Depuis le 28 janvier, trois ans après que le M23 a repris les armes, Goma, la ville principale de l’est de la République démocratique du Congo (RD Congo), est entièrement contrôlée par le groupe rebelle soutenu par les forces spéciales du Rwanda. Trois jours durant, les Forces armées de la RD Congo (FARDC), épaulées par les Wazalendos1, ont tenté de contenir les combattants du M23 et l’armée rwandaise. Au terme d’intenses combats, cette bataille de Goma a causé la mort de plus de 3 000 personnes d’après l’ONU2.

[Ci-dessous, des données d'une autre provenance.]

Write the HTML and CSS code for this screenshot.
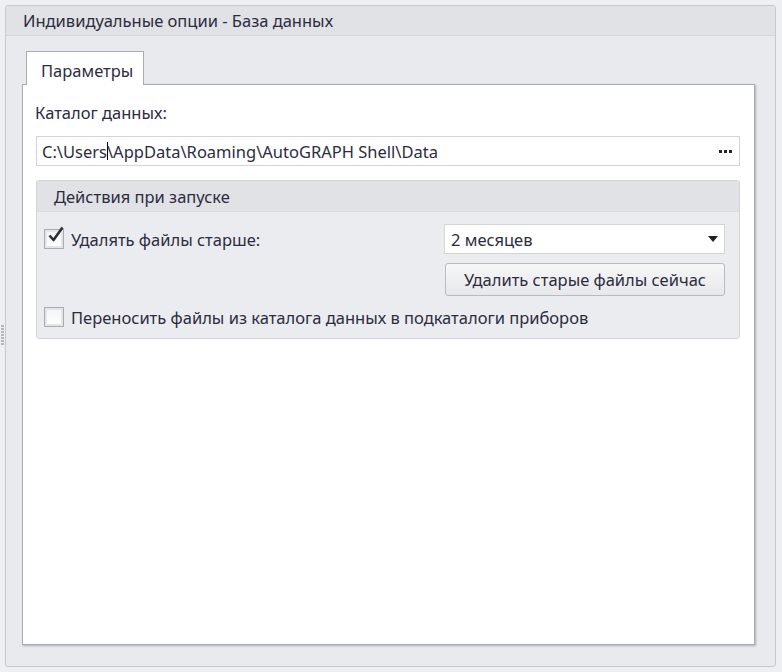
FILE: index.html
```html
<!DOCTYPE html>
<html lang="ru">
<head>
<meta charset="utf-8">
<title>Индивидуальные опции - База данных</title>
<link rel="stylesheet" href="styles.css">
</head>
<body>
<div class="grip"><span></span><span></span><span></span><span></span><span></span><span></span><span></span></div>
<div class="panel">
  <div class="panel-header">Индивидуальные опции - База данных</div>
  <div class="panel-body">
    <div class="tabs">
      <div class="tab">Параметры</div>
    </div>
    <div class="page">
      <div class="field-label">Каталог данных:</div>
      <div class="textbox">
        <span class="path">C:\Users<span class="caret"></span>\AppData\Roaming\AutoGRAPH Shell\Data</span>
        <span class="dots"><i></i><i></i><i></i></span>
      </div>
      <div class="group">
        <div class="group-header">Действия при запуске</div>
        <div class="group-body">
          <div class="row">
            <label class="check">
              <span class="box checked">
                <svg width="20" height="20" viewBox="0 0 20 20"><path d="M3.5 10.5 L7.5 15 L16.5 2.5" fill="none" stroke="#2d2f33" stroke-width="2.6" stroke-linejoin="round"/></svg>
              </span>
              <span class="check-text">Удалять файлы старше:</span>
            </label>
            <div class="right-col">
              <div class="combo">
                <span>2 месяцев</span>
                <svg width="10" height="6" viewBox="0 0 10 6"><path d="M0 0 H10 L5 6 Z" fill="#222"/></svg>
              </div>
              <div class="button">Удалить старые файлы сейчас</div>
            </div>
          </div>
          <label class="check check2">
            <span class="box"></span>
            <span class="check-text">Переносить файлы из каталога данных в подкаталоги приборов</span>
          </label>
        </div>
      </div>
    </div>
  </div>
</div>
</body>
</html>
```

FILE: styles.css
```css
* { box-sizing: border-box; }
html, body { margin: 0; padding: 0; }
body {
  width: 782px;
  height: 672px;
  background: #eeeff2;
  font-family: "Noto Sans", "Open Sans", sans-serif;
  font-size: 16.5px;
  color: #2f2f33;
  position: relative;
  overflow: hidden;
  padding: 5px 6px 5px 5px;
}
.grip {
  position: absolute;
  left: 1px;
  top: 325px;
  display: flex;
  flex-direction: column;
  gap: 1px;
}
.grip span {
  width: 3px;
  height: 2px;
  background: #b4b6bc;
}
.panel {
  width: 771px;
  height: 662px;
  border: 1px solid #c7c8cd;
  border-radius: 3px;
  background: #e9eaee;
  display: flex;
  flex-direction: column;
}
.panel-header {
  height: 30px;
  background: #e1e2e6;
  border-bottom: 1px solid #d5d6db;
  padding-left: 17px;
  display: flex;
  align-items: center;
  color: #2c2c40;
  border-radius: 3px 3px 0 0;
}
.panel-body {
  flex: 1;
  padding: 15px 20px 21px 16px;
  display: flex;
  flex-direction: column;
}
.tabs {
  display: flex;
  padding-left: 4px;
  height: 34px;
  position: relative;
  z-index: 1;
}
.tab {
  width: 118px;
  height: 34px;
  background: #fff;
  border: 1px solid #a9acb4;
  border-bottom: none;
  padding-left: 14px;
  padding-top: 7px;
  color: #2c2c40;
}
.page {
  flex: 1;
  margin-top: -1px;
  background: #fff;
  border: 1px solid #a9acb4;
  box-shadow: 1px 1px 2px rgba(60, 64, 80, 0.35);
  padding: 16px 14px 0 12px;
  display: flex;
  flex-direction: column;
}
.field-label {
  height: 24px;
  line-height: 24px;
  color: #2c2c40;
}
.textbox {
  margin-top: 11px;
  margin-left: 1px;
  height: 30px;
  border: 1px solid #d3d4d8;
  display: flex;
  align-items: center;
  justify-content: space-between;
  padding: 0 7px 0 5px;
}
.path { color: #2c2c40; display: flex; align-items: center; }
.caret {
  display: inline-block;
  width: 1px;
  height: 18px;
  background: #000;
  margin: 0 -1px 0 0;
}
.dots { display: flex; gap: 2px; }
.dots i {
  width: 3px;
  height: 3px;
  background: #26272c;
  display: block;
}
.group {
  margin-top: 14px;
  margin-left: 1px;
  height: 159px;
  border: 1px solid #d3d4d9;
  border-radius: 3px;
  background: #ebecef;
  display: flex;
  flex-direction: column;
}
.group-header {
  height: 31px;
  background: #e1e2e6;
  border-bottom: 1px solid #dcdde1;
  padding-left: 17px;
  display: flex;
  align-items: center;
  color: #2c2c40;
  border-radius: 3px 3px 0 0;
}
.group-body {
  padding: 12px 14px 0 7px;
  display: flex;
  flex-direction: column;
}
.row {
  display: flex;
  justify-content: space-between;
  align-items: flex-start;
}
.check {
  display: flex;
  align-items: center;
  height: 30px;
  gap: 7px;
}
.check .box {
  width: 20px;
  height: 20px;
  border: 1px solid #a9abb1;
  background: linear-gradient(#f4f4f6, #ffffff);
  box-shadow: inset 0 0 0 2px #e4e5e8;
  position: relative;
}
.check .box svg {
  position: absolute;
  left: 1px;
  top: -5px;
}
.check-text { color: #2c2c40; }
.right-col {
  width: 281px;
  display: flex;
  flex-direction: column;
  gap: 9px;
}
.combo {
  height: 30px;
  background: #fff;
  border: 1px solid #d3d4d8;
  display: flex;
  align-items: center;
  justify-content: space-between;
  padding: 0 6px 0 6px;
  color: #2c2c40;
}
.button {
  height: 33px;
  margin-left: 1px;
  border: 1px solid #b9bbc1;
  border-radius: 3px;
  background: linear-gradient(#f7f7f9, #e7e8eb);
  display: flex;
  align-items: center;
  justify-content: center;
  color: #2c2c40;
}
.check2 { margin-top: 8px; height: 26px; }
```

Le 21 février, le Conseil de sécurité de l’ONU a voté une résolution3 qui « condamne fermement l’offensive menée par le M23 […] avec le soutien de la Force de défense rwandaise ». Le texte exige « la cessation des hostilités, invite toutes les parties à conclure un cessez-le-feu et appelle au retrait immédiat du M23 et de ses alliés rwandais […] sans conditions préalables ».
Sans effet pour l’instant sur le terrain. Un cycle de terreur et de mort s’est installé dans la ville : les intimidations, les menaces, les viols et les exécutions rythment les journées. Des Gomatriciens témoignent auprès d’Afrique XXI. Tous les prénoms ont été changés pour préserver leur anonymat et leur sécurité.

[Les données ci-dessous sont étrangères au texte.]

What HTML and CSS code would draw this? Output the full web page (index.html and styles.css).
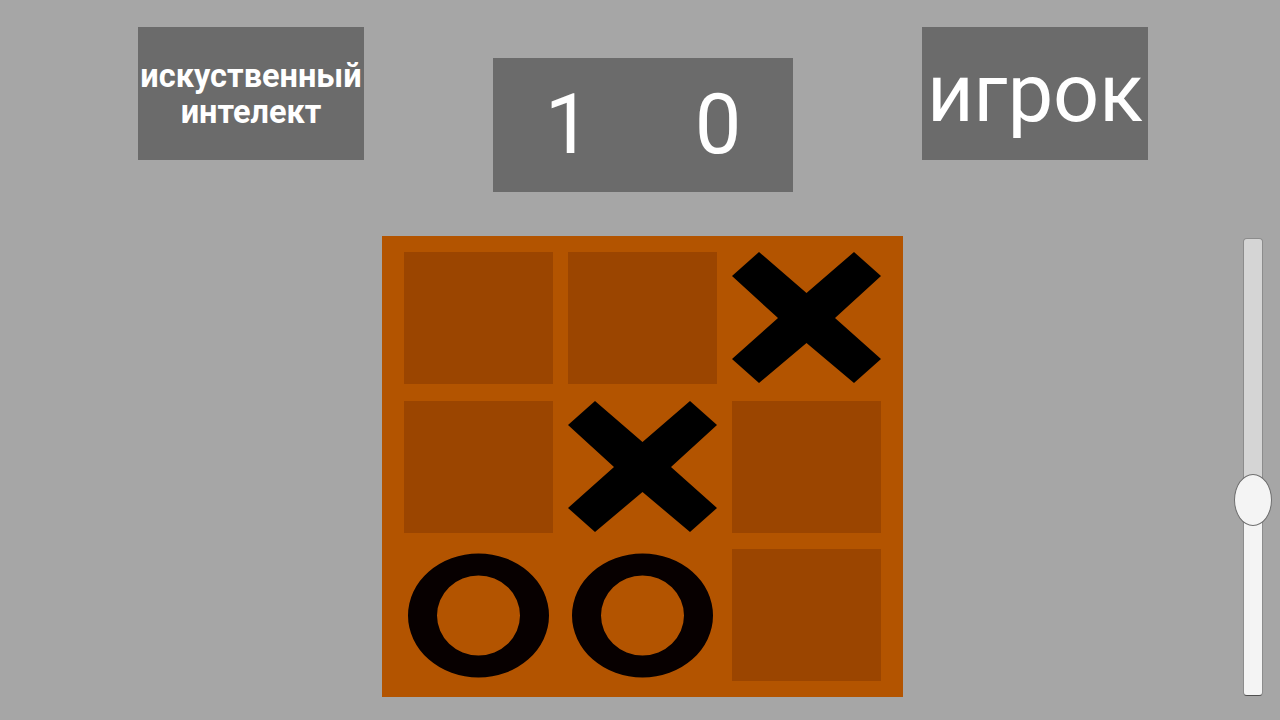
FILE: index.html
```html
<!DOCTYPE html>
<html lang="ru">
<head>
<meta charset="utf-8">
<title>Крестики-нолики</title>
<link rel="stylesheet" href="styles.css">
</head>
<body>
<div class="screen">
  <div class="top">
    <div class="btn btn-ai">искуственный<br>интелект</div>
    <div class="score">
      <div class="score-num">1</div>
      <div class="score-num">0</div>
    </div>
    <div class="btn btn-player">игрок</div>
  </div>
  <div class="main">
    <div class="board">
      <div class="cell empty"></div>
      <div class="cell empty"></div>
      <div class="cell">
        <svg class="mark" viewBox="0 0 149 132"><polygon points="27,0 0,24 46,66 0,107 27,131 74.5,91 122,131 149,107 103,66 149,24 122,0 74.5,41" fill="#000"/></svg>
      </div>
      <div class="cell empty"></div>
      <div class="cell">
        <svg class="mark" viewBox="0 0 149 132"><polygon points="27,0 0,24 46,66 0,107 27,131 74.5,91 122,131 149,107 103,66 149,24 122,0 74.5,41" fill="#000"/></svg>
      </div>
      <div class="cell empty"></div>
      <div class="cell">
        <svg class="mark" viewBox="0 0 149 132"><path fill-rule="evenodd" fill="#070000" d="M4 66.5a70.5 62 0 1 0 141 0a70.5 62 0 1 0 -141 0Z M33 66.5a41.5 40 0 1 0 83 0a41.5 40 0 1 0 -83 0Z"/></svg>
      </div>
      <div class="cell">
        <svg class="mark" viewBox="0 0 149 132"><path fill-rule="evenodd" fill="#070000" d="M4 66.5a70.5 62 0 1 0 141 0a70.5 62 0 1 0 -141 0Z M33 66.5a41.5 40 0 1 0 83 0a41.5 40 0 1 0 -83 0Z"/></svg>
      </div>
      <div class="cell empty"></div>
    </div>
    <div class="slider">
      <div class="track">
        <div class="track-upper"></div>
        <div class="track-lower"></div>
      </div>
      <div class="thumb"></div>
    </div>
  </div>
</div>
</body>
</html>
```

FILE: styles.css
```css
html, body {
  margin: 0;
  padding: 0;
}
body {
  background: #a6a6a6;
  font-family: Roboto, "Noto Sans", "DejaVu Sans", sans-serif;
}
.screen {
  width: 1280px;
  height: 720px;
  overflow: hidden;
}
.top {
  height: 236px;
  box-sizing: border-box;
  padding-top: 27px;
  padding-left: 138px;
  display: flex;
  align-items: flex-start;
  gap: 129px;
}
.btn {
  width: 226px;
  height: 133px;
  background: #6b6b6b;
  color: #fff;
  display: flex;
  align-items: center;
  justify-content: center;
  text-align: center;
}
.btn-ai {
  font-size: 32.5px;
  font-weight: 700;
  line-height: 36px;
  letter-spacing: 0;
  white-space: nowrap;
}
.btn-player {
  font-size: 81px;
  font-weight: 400;
  line-height: 1;
}
.score {
  margin-top: 31px;
  width: 300px;
  height: 134px;
  background: #6b6b6b;
  display: grid;
  grid-template-columns: 1fr 1fr;
  align-items: center;
}
.score-num {
  color: #fff;
  font-size: 83px;
  line-height: 1;
  text-align: center;
  padding-bottom: 2px;
}
.main {
  display: flex;
  align-items: flex-start;
  padding-left: 382px;
}
.board {
  background: #b35400;
  padding: 16px 22px;
  display: grid;
  grid-template-columns: repeat(3, 149px);
  grid-template-rows: repeat(3, 132px);
  column-gap: 15px;
  row-gap: 16.5px;
}
.cell {
  width: 149px;
  height: 132px;
}
.cell.empty {
  background: #9b4500;
}
.mark {
  display: block;
  width: 149px;
  height: 132px;
}
.slider {
  position: relative;
  margin-left: auto;
  margin-right: 8px;
  margin-top: 2px;
  width: 38px;
  height: 458px;
  display: flex;
  justify-content: center;
}
.track {
  width: 20px;
  height: 458px;
  box-sizing: border-box;
  border: 1px solid #8c8c8c;
  border-bottom-color: #505050;
  border-radius: 4px;
  overflow: hidden;
  display: flex;
  flex-direction: column;
}
.track-upper {
  height: 262px;
  background: #d5d5d5;
}
.track-lower {
  flex: 1;
  background: #f4f4f4;
}
.thumb {
  position: absolute;
  left: 0;
  top: 236px;
  width: 38px;
  height: 52px;
  box-sizing: border-box;
  border: 1px solid #6e6e6e;
  border-radius: 50%;
  background: #f4f4f4;
}
```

« Nous avons adopté des réflexes de survie »
Les images de la population de la plus grande ville du Nord-Kivu accueillant les soldats du M23 en héros ont interpellé les Congolais. Le 27 janvier, alors que les premières colonnes du M23 entraient dans Goma par le nord, les habitants du quartier Majengo formaient des haies d’honneur en les acclamant et en chantant à leur gloire. Ces manifestations semblaient valider la cause des « libérateurs ». « Ceux qui sont en dehors de Goma n’ont pas compris ces images qui ont circulé sur les réseaux sociaux », admet Yannick, un habitant de Goma.

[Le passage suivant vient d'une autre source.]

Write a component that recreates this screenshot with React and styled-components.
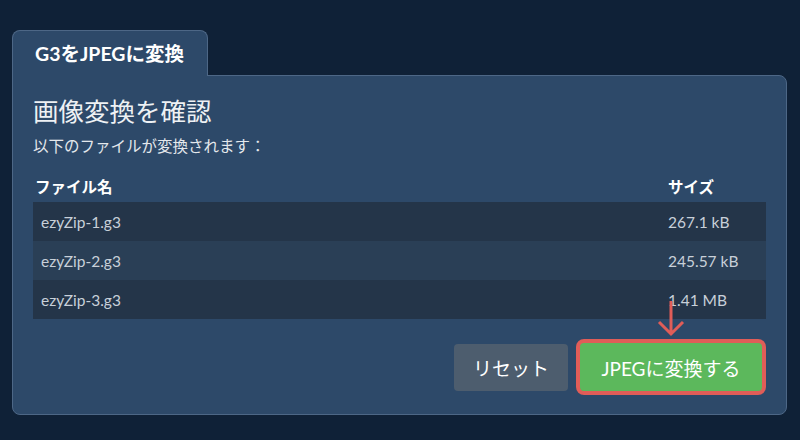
import React from 'react'
import styled, { createGlobalStyle } from 'styled-components'

const GlobalStyle = createGlobalStyle`
  html, body {
    margin: 0;
    padding: 0;
    background: #0f2137;
    font-family: Lato, "Noto Sans CJK JP", sans-serif;
  }
`
const Page = styled.div`
  width: 800px;
  height: 440px;
  padding: 30px 13px 0 12px;
  box-sizing: border-box;
`
const Tab = styled.div`
  position: relative;
  z-index: 1;
  width: 196px;
  height: 46px;
  box-sizing: border-box;
  padding: 10px 0 0 22px;
  background: #2d4969;
  border: 1px solid #4d6786;
  border-bottom: none;
  border-radius: 8px 8px 0 0;
  margin-bottom: -1px;
  color: #ffffff;
  font-size: 19.5px;
  font-weight: 700;
  line-height: 26px;
`
const Panel = styled.div`
  background: #2d4969;
  border: 1px solid #4d6786;
  border-radius: 0 8px 8px 8px;
  padding: 20px 20px 19px 20px;
`
const Heading = styled.h2`
  margin: 0;
  font-size: 25.5px;
  font-weight: 400;
  line-height: 30px;
  color: #eef1f4;
`
const Sub = styled.p`
  margin: 9px 0 0;
  font-size: 15.5px;
  line-height: 22px;
  color: #e4e8ec;
`
const Table = styled.div`
  margin-top: 19px;
`
const Row = styled.div`
  display: grid;
  grid-template-columns: 627px 1fr;
  height: ${p => (p.$head ? '26px' : '39px')};
  align-items: ${p => (p.$head ? 'start' : 'center')};
  background: ${p => (p.$head ? 'transparent' : p.$odd ? '#2a3f56' : '#243549')};
`
const Cell = styled.div`
  padding: 0 8px 0 ${p => (p.$first ? '2px' : '8px')};
  font-size: 15.5px;
  line-height: 22px;
  font-weight: ${p => (p.$head ? 700 : 400)};
  color: ${p => (p.$head ? '#ffffff' : '#c8d0d9')};
`
const Actions = styled.div`
  position: relative;
  display: flex;
  justify-content: flex-end;
  align-items: center;
  gap: 12px;
  margin-top: 20px;
  padding-right: 4px;
`
const Button = styled.button`
  height: ${p => (p.$primary ? '48px' : '47px')};
  width: ${p => (p.$primary ? '182px' : '114px')};
  margin: ${p => (p.$primary ? '4px 0' : '0')};
  padding: 0;
  border: none;
  border-radius: 4px;
  font-family: inherit;
  font-size: 19px;
  color: #ffffff;
  background: ${p => (p.$primary ? '#5cb85c' : '#4d5d6e')};
  box-shadow: ${p => (p.$primary ? '0 0 0 4px #e05d58' : 'none')};
`
const Arrow = styled.svg`
  position: absolute;
  right: 80px;
  top: -38px;
`

const files = [
  { name: 'ezyZip-1.g3', size: '267.1 kB' },
  { name: 'ezyZip-2.g3', size: '245.57 kB' },
  { name: 'ezyZip-3.g3', size: '1.41 MB' },
]

export default function App() {
  return (
    <Page>
      <GlobalStyle />
      <Tab>G3をJPEGに変換</Tab>
      <Panel>
        <Heading>画像変換を確認</Heading>
        <Sub>以下のファイルが変換されます：</Sub>
        <Table>
          <Row $head>
            <Cell $head $first>ファイル名</Cell>
            <Cell $head>サイズ</Cell>
          </Row>
          {files.map((f, i) => (
            <Row key={f.name} $odd={i % 2 === 1}>
              <Cell>{f.name}</Cell>
              <Cell>{f.size}</Cell>
            </Row>
          ))}
        </Table>
        <Actions>
          <Button>リセット</Button>
          <Button $primary>JPEGに変換する</Button>
          <Arrow width="30" height="36" viewBox="0 0 30 36">
            <path d="M15 0 V33 M3 21 L15 33 L27 21" fill="none" stroke="#e05d58" strokeWidth="3" />
          </Arrow>
        </Actions>
      </Panel>
    </Page>
  )
}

Ce qu’il faut comprendre c’est que, dès le départ, les gens ont adopté un réflexe de survie. Le quartier Majengo, par lequel le M23 est entré dans la ville, est principalement peuplé de Nandes, un peuple très hostile aux visées identitaires du M23, notamment par rapport aux Tutsis [communauté à laquelle appartiennent en majorité les membres du M23, NDLR]. S’ils les ont accueillis comme ça, c’était pour faire “ami-ami”, pour se les mettre dans la poche et éviter d’apparaître comme une population hostile. D’ailleurs, si j’avais été avec eux à ce moment-là, moi aussi je serais sorti célébrer les envahisseurs, oui je l’aurais fait ! Goma a déjà été occupée par le M23 dans le passé4, nous savons comment ils opèrent, nous connaissons leurs procédés, nous savons la terreur qu’ils imposent.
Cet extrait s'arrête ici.